If you look back on your time as CEO, what was your greatest regret?
I think if I could replay the last ten years, I would have involved Intel in applications development, stimulation of applications development, and working with applications developers more emphatically and sooner, because our growth is limited, to some extent, by application developers.

We have started working on applications development. We have a pretty broad evangelism program now and we are invested in a variety of companies. But we did all this several years later than we could have productively done.

Do you have any thoughts on where your company would be if you had taken these steps earlier?
I can't quantify that because I don't know what we would have done differently. But my view of where we are heading is to this universe of 1 billion connected computers. The way I describe it is, we are 15 percent there. Had we done some of these things earlier we would be further along the way. We wouldn't be 100 percent, but we would be somewhat--depending on the effort and the success of that effort--further along.

What are your priorities for your corporation and for the industry in this new role you will have?
We have to mobilize ourselves to deliver the cost-effective, high-performance building blocks on the client end, server end, and networking end to a global industry, and in an interoperable fashion, to deploy applications that take advantage of that. We also need to involve the use of this infrastructure for...commerce, and for industries like banking and entertainment, which have been hesitant to fully deploy them. So it's a multifaceted job, but one thing: It's making the billion connected computers a reality.

As you look at your next generation of Intel's future executives, what role will you play in their direction? Are you concerned with what that next generation of executives will look like five or ten years from now?
Concerned I'm not, because we have a very strong and deep management team. They have all been around 15 to 25 years. They know each other, they work well with each other. There is a cliché today called "self-directed teams." I think Intel's management can be described as a self-directed team to a very large extent.

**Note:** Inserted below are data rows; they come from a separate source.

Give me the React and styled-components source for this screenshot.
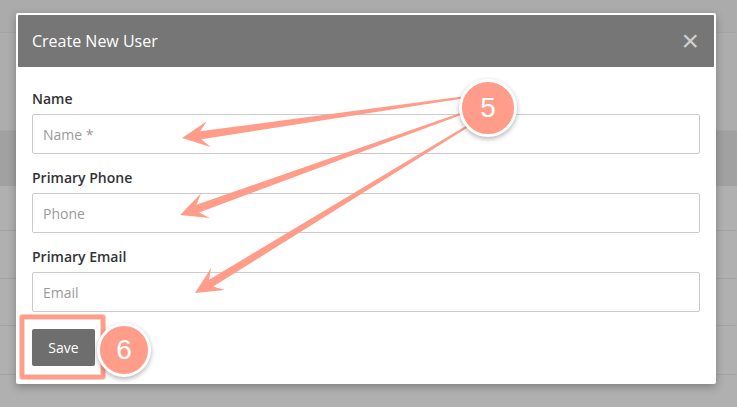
import React from "react";
import styled, { createGlobalStyle } from "styled-components";

const GlobalStyle = createGlobalStyle`
  html, body {
    margin: 0;
    padding: 0;
    width: 737px;
    height: 407px;
    overflow: hidden;
    background: #adadad;
    font-family: "Open Sans", "Noto Sans", sans-serif;
  }
`;

const SALMON = "#ff9d8a";

// ---- backdrop (page behind the dimmed overlay) ----

const Page = styled.div`
  position: relative;
  width: 737px;
  height: 407px;
  overflow: hidden;
  display: flex;
  flex-direction: column;
`;

const TopStrip = styled.div`
  height: 17px;
  background: #b2b2b2;
  display: flex;
  overflow: hidden;
`;

const TopCell = styled.div`
  width: ${(p) => p.width}px;
  height: 17px;
  background: ${(p) => (p.dark ? "#a6a6a6" : "transparent")};
  color: #3f3f3f;
  font-size: 14px;
  line-height: 16px;
  white-space: nowrap;
  overflow: hidden;
  padding-left: ${(p) => p.pad || 0}px;
  box-sizing: border-box;
  span {
    display: block;
    margin-top: -9px;
  }
`;

const Row = styled.div`
  height: ${(p) => p.h}px;
  background: ${(p) => p.bg || "#b0b0b0"};
  border-bottom: 1px solid ${(p) => p.line || "#a2a2a2"};
  box-sizing: border-box;
  flex-shrink: 0;
`;

// ---- modal ----

const Modal = styled.div`
  position: absolute;
  left: 16px;
  top: 13px;
  width: 700px;
  height: 371px;
  background: #fff;
  border-radius: 2px;
  padding: 2px;
  box-sizing: border-box;
  box-shadow: 0 3px 9px rgba(0, 0, 0, 0.28);
  display: flex;
  flex-direction: column;
`;

const Header = styled.div`
  height: 52px;
  background: #767676;
  display: flex;
  align-items: center;
  justify-content: space-between;
  padding: 0 14px;
  border-radius: 1px;
`;

const Title = styled.h4`
  margin: 0;
  font-size: 16px;
  font-weight: 400;
  color: #fff;
`;

const Close = styled.span`
  color: #cfcfcf;
  font-family: "Liberation Sans", Arial, sans-serif;
  font-size: 30px;
  font-weight: 300;
  line-height: 1;
  margin-right: 1px;
`;

const Body = styled.div`
  padding: 22px 14px 0 14px;
  display: flex;
  flex-direction: column;
`;

const Field = styled.div`
  display: flex;
  flex-direction: column;
  gap: 5px;
  margin-bottom: 14px;
  &:last-of-type {
    margin-bottom: 17px;
  }
`;

const Label = styled.label`
  font-size: 14px;
  font-weight: 600;
  line-height: 20px;
  color: #333;
`;

const Input = styled.input`
  height: 40px;
  box-sizing: border-box;
  border: 1px solid #cbcbcb;
  border-radius: 2px;
  padding: 0 10px;
  font-family: "Open Sans", "Noto Sans", sans-serif;
  font-size: 14px;
  color: #555;
  outline: none;
  &::placeholder {
    color: #9a9a9a;
  }
`;

const SaveButton = styled.button`
  align-self: flex-start;
  width: 63px;
  height: 37px;
  border: none;
  border-radius: 2px;
  background: #6e6e6e;
  color: #fff;
  font-family: "Open Sans", "Noto Sans", sans-serif;
  font-size: 14px;
`;

// ---- annotations ----

const Overlay = styled.svg`
  position: absolute;
  left: 0;
  top: 0;
  pointer-events: none;
`;

const Badge = styled.div`
  position: absolute;
  left: ${(p) => p.x - p.r}px;
  top: ${(p) => p.y - p.r}px;
  width: ${(p) => p.r * 2}px;
  height: ${(p) => p.r * 2}px;
  box-sizing: border-box;
  border-radius: 50%;
  border: 3px solid #fff;
  background: ${SALMON};
  box-shadow: 0 2px 5px rgba(0, 0, 0, 0.3);
  color: #fff;
  font-family: "Liberation Sans", Arial, sans-serif;
  font-size: 28px;
  display: flex;
  align-items: center;
  justify-content: center;
`;

const Highlight = styled.div`
  position: absolute;
  left: 20px;
  top: 315px;
  width: 85px;
  height: 64px;
  box-sizing: border-box;
  border: 4px solid ${SALMON};
  border-radius: 2px;
  box-shadow: 0 0 0 1px rgba(255, 190, 178, 0.8), inset 0 0 0 1px rgba(255, 200, 190, 0.8);
`;

const arrowPoints = ([sx, sy], [tx, ty], headLen = 27, hw = 13, w1 = 8, w0 = 2) => {
  const dx = tx - sx;
  const dy = ty - sy;
  const len = Math.hypot(dx, dy);
  const ux = dx / len;
  const uy = dy / len;
  const nx = -uy;
  const ny = ux;
  const base = [tx - ux * headLen, ty - uy * headLen];
  const neck = [tx - ux * headLen * 0.7, ty - uy * headLen * 0.7];
  const pts = [
    [sx + (nx * w0) / 2, sy + (ny * w0) / 2],
    [neck[0] + (nx * w1) / 2, neck[1] + (ny * w1) / 2],
    [base[0] + nx * hw, base[1] + ny * hw],
    [tx, ty],
    [base[0] - nx * hw, base[1] - ny * hw],
    [neck[0] - (nx * w1) / 2, neck[1] - (ny * w1) / 2],
    [sx - (nx * w0) / 2, sy - (ny * w0) / 2],
  ];
  return pts.map((p) => p.map((v) => v.toFixed(1)).join(",")).join(" ");
};

const arrows = [
  { from: [466, 97], to: [182, 138] },
  { from: [466, 112], to: [180, 215] },
  { from: [468, 126], to: [195, 293] },
];

const fields = [
  { label: "Name", placeholder: "Name *" },
  { label: "Primary Phone", placeholder: "Phone" },
  { label: "Primary Email", placeholder: "Email" },
];

const backRows = [
  { h: 33, bg: "#ababab", line: "#a4a4a4" },
  { h: 98, bg: "#adadad", line: "#a6a6a6" },
  { h: 55, bg: "#a1a1a1", line: "#a1a1a1" },
  { h: 45 },
  { h: 48 },
  { h: 47 },
  { h: 49 },
  { h: 40 },
];

const App = () => {
  return (
    <Page>
      <GlobalStyle />
      <TopStrip>
        <TopCell width={220} pad={60}><span>Manage group permissions</span></TopCell>
        <TopCell width={75} dark />
        <TopCell width={442} pad={36}><span>Manage group policy, responsibility</span></TopCell>
      </TopStrip>
      {backRows.map((r, i) => (
        <Row key={i} h={r.h} bg={r.bg} line={r.line} />
      ))}

      <Modal>
        <Header>
          <Title>Create New User</Title>
          <Close>×</Close>
        </Header>
        <Body>
          {fields.map((f) => (
            <Field key={f.label}>
              <Label>{f.label}</Label>
              <Input placeholder={f.placeholder} />
            </Field>
          ))}
          <SaveButton>Save</SaveButton>
        </Body>
      </Modal>

      <Highlight />
      <Overlay width="737" height="407">
        {arrows.map((a, i) => (
          <polygon key={i} points={arrowPoints(a.from, a.to)} fill={SALMON} />
        ))}
      </Overlay>
      <Badge x={488} y={108} r={29}>5</Badge>
      <Badge x={124} y={350} r={27}>6</Badge>
    </Page>
  );
};

export default App;
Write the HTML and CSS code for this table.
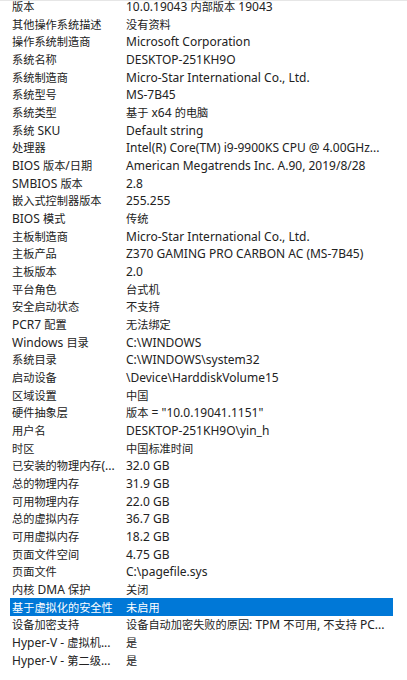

But people have to develop, and that gets us to your first question. I'm a teacher. I like working with people and developing them. One of the things that I have done and will continue to do is work with some of these people and make them better and more ready to assume larger responsibilities. So, in that sense, I hope to play a role in developing the group of managers from which Craig [Barrett] and the board will, down the line, choose the next generation of management.